The increase in PSP toxins could be related to above-average ocean temperatures in Kachemak Bay and the Pacific Northwest, part of a trend that also has seen a rise in domoic acid, another toxin produced by ocean algae, Pseudonitszchia. Kachemak Bay did see blooms of Pseudonitszchia, but not an increase in domoic acid.

Scanlan said the increase in PSP toxins is probably related to higher ocean temperatures.

“The general thinking is the evidence seems to point that way,” he said. “The warmer weather tends to provide the ideal conditions for the bloom of these organisms forming these toxins.”

The past two summers have seen above-average water temperatures in Kachemak Bay. Kachemak Bay Research Reserve analyst Steve Baird said in August that the 15-year average ocean temperature for July was 8.5 degrees Celsius or 47.4 degrees Fahrenheit. In July 2014, the average temperature was 9.27 C or 48.7 F and for July 2015 even higher, 10.33 C or 50.6 F.

In a KBRR report issued on Sept. 18 for the period of Sept. 1-15, Pseudonitszchia was present in plankton tows done in Halibut Cove, the Homer harbor, at the Homer ferry dock and in Seldovia harbor. Alexandrium was seen at the Homer harbor. Water temperatures ranged from 10 to 11.2 C, with an average of 11 C.

Bader said oyster farmers keep careful track of water temperatures and provide measurements to KBRR for its data collection. She said there is usually an increased danger of issues like PSP during neap tides and warmer ocean temperatures in late August. Neap tides tend not to flush bays and fjords as thoroughly.

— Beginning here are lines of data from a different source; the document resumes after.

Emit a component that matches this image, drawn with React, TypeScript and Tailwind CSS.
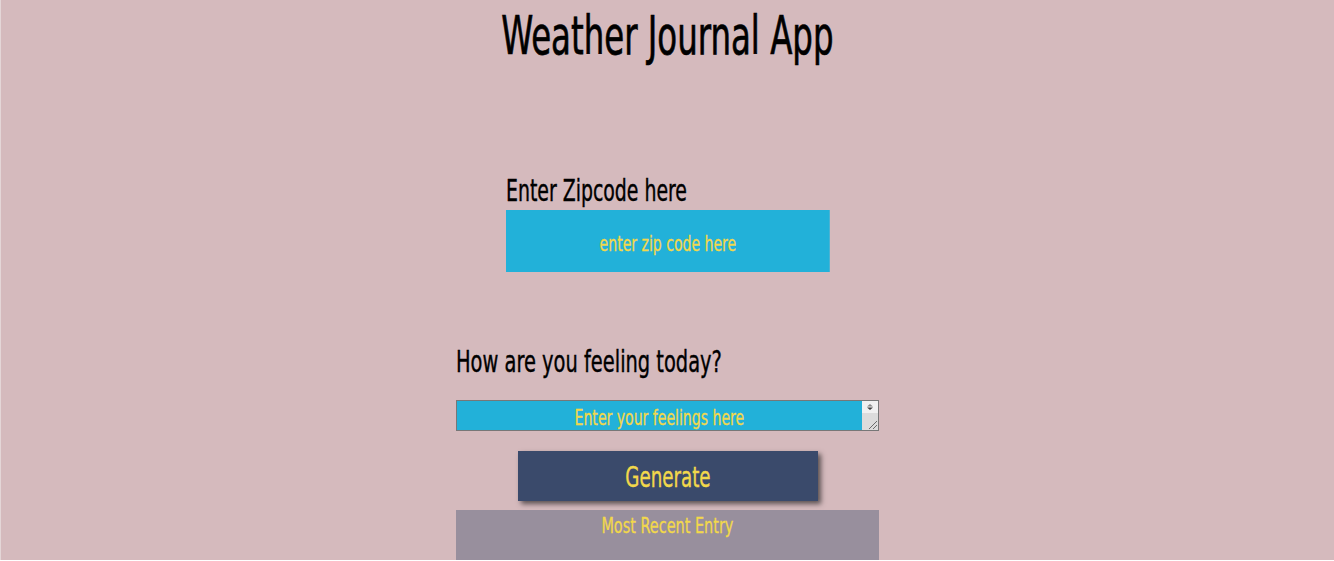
import React from 'react';

const face = "font-['DejaVu_Sans_Condensed','DejaVu_Sans',sans-serif] [font-stretch:condensed]";

// Oswald-like narrow text: condensed face squeezed a bit more
const Narrow = ({ children, className }: { children: React.ReactNode; className: string }) => (
  <span className={`inline-block whitespace-nowrap ${className}`}>{children}</span>
);

// classic scrollbar strip + resize grip seen on the textarea
const FakeScrollbar = () => (
  <div className="absolute right-0 top-0 bottom-0 w-[16px] flex flex-col">
    <div className="h-[12px] bg-[#f1f1f1] flex items-center justify-center">
      <svg width="8" height="8" viewBox="0 0 8 8">
        <path d="M4 1 L7 3.5 L1 3.5 Z" fill="#8a8a8a" />
        <path d="M1 4.5 L7 4.5 L4 7 Z" fill="#404040" />
      </svg>
    </div>
    <div className="flex-1 bg-[#dcdcdc] flex items-end justify-end">
      <svg width="10" height="10" viewBox="0 0 10 10">
        <path d="M9 1 L1 9 M9 5 L5 9" stroke="#6b6b6b" strokeWidth="1" />
      </svg>
    </div>
  </div>
);

const App = () => {
  return (
    <div className={`h-[560px] bg-[#d5babd] border-l border-[#e4d6d7] flex flex-col items-center ${face}`}>
      <h1 className="mt-[9px] h-[53px] text-[53px] leading-none font-normal text-black text-center [-webkit-text-stroke:0.7px]">
        <Narrow className="scale-x-[0.68] origin-center">Weather Journal App</Narrow>
      </h1>

      <div className="mt-[114px] w-[324px] flex flex-col">
        <label htmlFor="zip" className="h-[30px] text-[30px] leading-none text-black [-webkit-text-stroke:0.4px]">
          <Narrow className="scale-x-[0.7] origin-left">Enter Zipcode here</Narrow>
        </label>
        <input
          id="zip"
          type="text"
          placeholder="enter zip code here"
          className="mt-[4px] h-[62px] w-[456px] scale-x-[0.71] origin-left bg-[#22b1d9] text-center text-[22px] pt-[4px] text-[#f2d84b] placeholder:text-[#f2d84b] outline-none [-webkit-text-stroke:0.3px_#f2d84b]"
        />
      </div>

      <div className="mt-[75px] w-[423px] flex flex-col">
        <label htmlFor="feelings" className="h-[30px] text-[30px] leading-none text-black [-webkit-text-stroke:0.4px]">
          <Narrow className="scale-x-[0.72] origin-left">How are you feeling today?</Narrow>
        </label>
        <div className="relative mt-[23px] h-[31px] w-full border border-[#777777] bg-[#22b1d9] overflow-hidden">
          <textarea
            id="feelings"
            rows={1}
            placeholder="Enter your feelings here"
            className="block h-full w-[570px] scale-x-[0.71] origin-left bg-[#22b1d9] text-center text-[22px] leading-[26px] pt-[4px] px-[2px] text-[#f2d84b] placeholder:text-[#f2d84b] overflow-hidden resize-none outline-none [-webkit-text-stroke:0.3px_#f2d84b]"
          />
          <FakeScrollbar />
        </div>
      </div>

      <button className="mt-[20px] w-[300px] h-[50px] pt-[3px] bg-[#3a4a6b] text-[#f2d84b] text-[29px] leading-none shadow-[3px_3px_5px_#5b5152] [-webkit-text-stroke:0.4px_#f2d84b]">
        <Narrow className="scale-x-[0.7] origin-center">Generate</Narrow>
      </button>

      <div className="mt-[9px] w-[423px] h-[50px] bg-[#988f9d] flex flex-col items-center pt-[5px]">
        <h2 className="text-[22px] leading-none font-normal text-[#f2d84b] [-webkit-text-stroke:0.3px_#f2d84b]">
          <Narrow className="scale-x-[0.73] origin-center">Most Recent Entry</Narrow>
        </h2>
      </div>
    </div>
  );
};

export default App;
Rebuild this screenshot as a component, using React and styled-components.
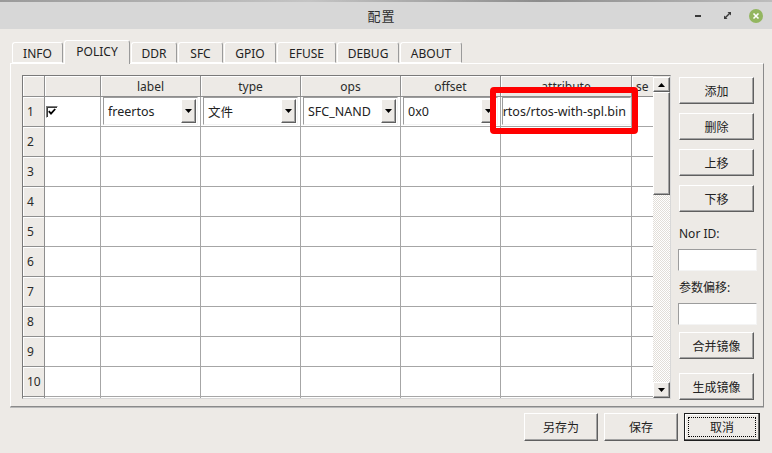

“That would be a time when we are being extra vigilant,” Bader said. “We have been extra vigilant because it’s a warmer summer.”

Usually at this time of year water temperatures begin to drop, and thus the danger from harmful algal blooms also drops.

“With these dropping temperatures I’m just shocked it happened anyway,” Bader said.

From Oct. 1-April 1 when colder temperatures reduce the danger of PSP and other toxins, Kachemak Bay Shellfish Growers Co-op farms usually test once a month. As a precaution, Bader said co-op members will test weekly.

Recreational and subsistence shellfish harvesters should be aware of the signs of PSP, DEC said in its release. Initial symptoms include a tingling or numbness in the lips and tongue, often followed by tingling and numbness in the fingertips and toes. These symptoms may progress to loss of muscle coordination, dizziness, weakness, drowsiness and incoherence. The only treatment for severe cases is a mechanical respirator and supplemental oxygen. If symptoms are seen, call 911 or get to a medical facility immediately, DEC said.